━━━ Supplied data ━━━

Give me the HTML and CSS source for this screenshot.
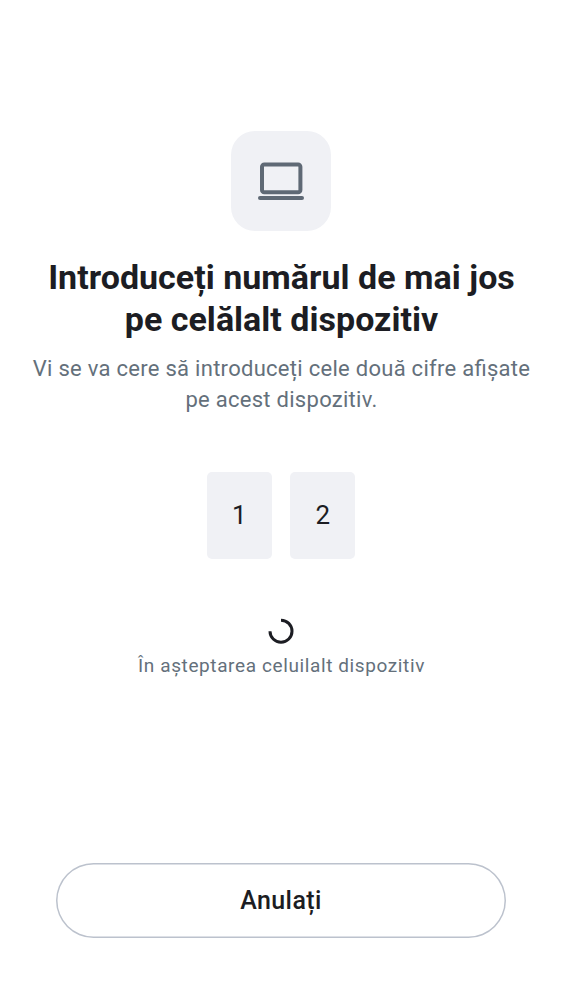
FILE: index.html
```
<!DOCTYPE html>
<html lang="ro">
<head>
<meta charset="utf-8">
<title>Introduceți numărul</title>
<link rel="stylesheet" href="styles.css">
</head>
<body>
<main class="screen">
  <div class="device">
    <svg class="device-icon" viewBox="0 0 100 100" fill="none" stroke="#5f6975" stroke-width="4">
      <rect x="31" y="33.4" width="38.4" height="27.8" rx="2.3"/>
      <path d="M29 67h42" stroke-linecap="round"/>
    </svg>
  </div>
  <h1 class="title"><span class="line">Introduceți numărul de mai jos</span><span class="line">pe celălalt dispozitiv</span></h1>
  <p class="subtitle"><span class="line">Vi se va cere să introduceți cele două cifre afișate</span><span class="line">pe acest dispozitiv.</span></p>
  <div class="digits">
    <div class="digit">1</div>
    <div class="digit">2</div>
  </div>
  <svg class="spinner" viewBox="0 0 28 28" fill="none" stroke="#1c1d23" stroke-width="3">
    <path d="M14 3.2a11 11 0 1 1-11 11"/>
  </svg>
  <p class="status">În așteptarea celuilalt dispozitiv</p>
  <button class="cancel">Anulați</button>
</main>
</body>
</html>
```
FILE: styles.css
```
body {
  margin: 0;
  background: #fff;
  font-family: Roboto, sans-serif;
  color: #1c1d23;
}
.screen {
  box-sizing: border-box;
  height: 1000px;
  padding: 131px 0 62.5px;
  display: flex;
  flex-direction: column;
  align-items: center;
}
.device {
  width: 100px;
  height: 100px;
  border-radius: 24px;
  background: #f0f1f5;
}
.device-icon { display: block; }
.line { display: block; white-space: nowrap; }
.title {
  margin: 25px 0 0;
  padding-left: 1px;
  font-size: 34px;
  line-height: 42px;
  font-weight: 700;
  letter-spacing: 0.02px;
  text-align: center;
}
.subtitle {
  margin: 13px 0 0;
  padding-left: 1px;
  font-size: 22px;
  line-height: 31px;
  letter-spacing: 0.28px;
  font-feature-settings: "liga" 1;
  text-align: center;
  color: #64707b;
}
.digits {
  display: flex;
  gap: 18.5px;
  margin-top: 57px;
}
.digit {
  width: 65px;
  height: 87px;
  border-radius: 5px;
  background: #f0f1f5;
  font-size: 26px;
  line-height: 87px;
  text-align: center;
}
.spinner {
  width: 28px;
  height: 28px;
  margin-top: 58px;
}
.status {
  margin: 8px 0 0;
  padding-left: 1px;
  font-size: 19px;
  line-height: 26px;
  letter-spacing: 0.61px;
  color: #64707b;
}
.cancel {
  width: 450px;
  height: 75px;
  margin-top: auto;
  padding: 1px 0 0;
  border: 0;
  border-radius: 38px;
  background: #fff;
  box-shadow: inset 0 0 0 1.5px #bcc2cd;
  font: 500 25px/74px Roboto, sans-serif;
  letter-spacing: 0.4px;
  color: #1c1d23;
}
```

━━━

**Challenge:** Reproduce every line above as written, skipping pictures.

**Response to the task:**
Give me the HTML and CSS source for this screenshot.
FILE: index.html
```
<!DOCTYPE html>
<html lang="ro">
<head>
<meta charset="utf-8">
<title>Introduceți numărul</title>
<link rel="stylesheet" href="styles.css">
</head>
<body>
<main class="screen">
  <div class="device">
    <svg class="device-icon" viewBox="0 0 100 100" fill="none" stroke="#5f6975" stroke-width="4">
      <rect x="31" y="33.4" width="38.4" height="27.8" rx="2.3"/>
      <path d="M29 67h42" stroke-linecap="round"/>
    </svg>
  </div>
  <h1 class="title"><span class="line">Introduceți numărul de mai jos</span><span class="line">pe celălalt dispozitiv</span></h1>
  <p class="subtitle"><span class="line">Vi se va cere să introduceți cele două cifre afișate</span><span class="line">pe acest dispozitiv.</span></p>
  <div class="digits">
    <div class="digit">1</div>
    <div class="digit">2</div>
  </div>
  <svg class="spinner" viewBox="0 0 28 28" fill="none" stroke="#1c1d23" stroke-width="3">
    <path d="M14 3.2a11 11 0 1 1-11 11"/>
  </svg>
  <p class="status">În așteptarea celuilalt dispozitiv</p>
  <button class="cancel">Anulați</button>
</main>
</body>
</html>
```
FILE: styles.css
```
body {
  margin: 0;
  background: #fff;
  font-family: Roboto, sans-serif;
  color: #1c1d23;
}
.screen {
  box-sizing: border-box;
  height: 1000px;
  padding: 131px 0 62.5px;
  display: flex;
  flex-direction: column;
  align-items: center;
}
.device {
  width: 100px;
  height: 100px;
  border-radius: 24px;
  background: #f0f1f5;
}
.device-icon { display: block; }
.line { display: block; white-space: nowrap; }
.title {
  margin: 25px 0 0;
  padding-left: 1px;
  font-size: 34px;
  line-height: 42px;
  font-weight: 700;
  letter-spacing: 0.02px;
  text-align: center;
}
.subtitle {
  margin: 13px 0 0;
  padding-left: 1px;
  font-size: 22px;
  line-height: 31px;
  letter-spacing: 0.28px;
  font-feature-settings: "liga" 1;
  text-align: center;
  color: #64707b;
}
.digits {
  display: flex;
  gap: 18.5px;
  margin-top: 57px;
}
.digit {
  width: 65px;
  height: 87px;
  border-radius: 5px;
  background: #f0f1f5;
  font-size: 26px;
  line-height: 87px;
  text-align: center;
}
.spinner {
  width: 28px;
  height: 28px;
  margin-top: 58px;
}
.status {
  margin: 8px 0 0;
  padding-left: 1px;
  font-size: 19px;
  line-height: 26px;
  letter-spacing: 0.61px;
  color: #64707b;
}
.cancel {
  width: 450px;
  height: 75px;
  margin-top: auto;
  padding: 1px 0 0;
  border: 0;
  border-radius: 38px;
  background: #fff;
  box-shadow: inset 0 0 0 1.5px #bcc2cd;
  font: 500 25px/74px Roboto, sans-serif;
  letter-spacing: 0.4px;
  color: #1c1d23;
}
```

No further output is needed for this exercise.